I had been instantly seduced, or at least smitten by this pipe when I saw it on a tobacconist’s website. It was a shape I collect from a maker whose pipes, for the most part, have offered excellent performance. It was beautifully cut, and sported a rare and unusual finish. I wasn’t planning on buying a new pipe, but as soon as my eyes fell on it, I had to have it, made a call, and a fairly painless trade was negotiated. Everything should have marked the beginnings of a great friendship, but a few bowls into my ownership of the thing, I realized that simply was not to be the case. From the outset, this new beauty vexed me. Maybe I should have given up on it early, traded it to someone with more patience, or for whom the pipe might show more kindness. More than once, after all, I’ve gotten rid of a pipe that just didn’t taste right to me, always telling its prospective new owner so, only to have them subsequently report that it was a great smoke for them. Different horses for different courses.
But, for some reason, this one just would not allow me to let it go. Every time I thought about trading it off, I couldn’t bring myself to do it. I’d look at it, and recall a particular Castello, an extraordinarily beautifully cut Sea Rock 2k bent bulldog, that, for two years, irrespective of what tobacco I filled it with, stung me like a mouth full of wasps. Finally, one day, it matured into a fantastic smoke; it was one of those pipes that I often read stories about from guys who say their best smokers often are the ones that were the most difficult to break. I’m rarely so indulgent of briar’s sometimes cruel follies. (In fact, I was so fed up with that pipe by the time it had come round, I traded it away in a foolish fit of vindictiveness. To this day, I wish I could find another just like it.
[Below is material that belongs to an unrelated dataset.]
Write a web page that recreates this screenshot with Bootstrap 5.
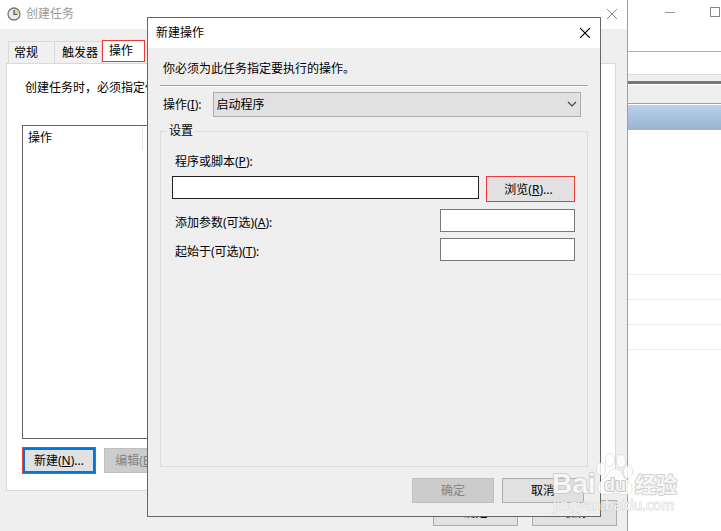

And, to this day, I sometimes wonder if I need psychological help for the strange relationships I seem to develop with some pipes, but I suspect I’m not alone there.) The memories of that bulldog informed my decision to keep working with this one, even in those most frustrating moments when I was convinced it would simply never improve.
And, truthfully, even the early smokes weren’t completely bad. It’s smoking dynamics, the way it burned the tobacco, have never been an issue. It’s always smoked effortlessly to the bottom, has never gurgled, and it’s really been remarkably civilized from a thermodynamic perspective. It’s never shown any sign of hot spots, no strange darkening in or on the bowl, and it developed a nice cake easily enough. In fact, there were never any genuinely “off” flavours, but rather just a rowdy harshness that persisted from bowl to bowl. I tried everything. Blindly chasing a deja vu idea that, like that old bulldog, this pipe would suddenly turn a corner, I smoked different styles of tobaccos, hoping to find one that would be simpatico with the briar’s peculiarities. I tried different packing techniques, different smoking cadences. I even approached it like an estate pipe, deep cleaning with alcohol and activated charcoal. Nothing worked. It began to seem that I’d be locked in an eternal, Sisyphean struggle with this one.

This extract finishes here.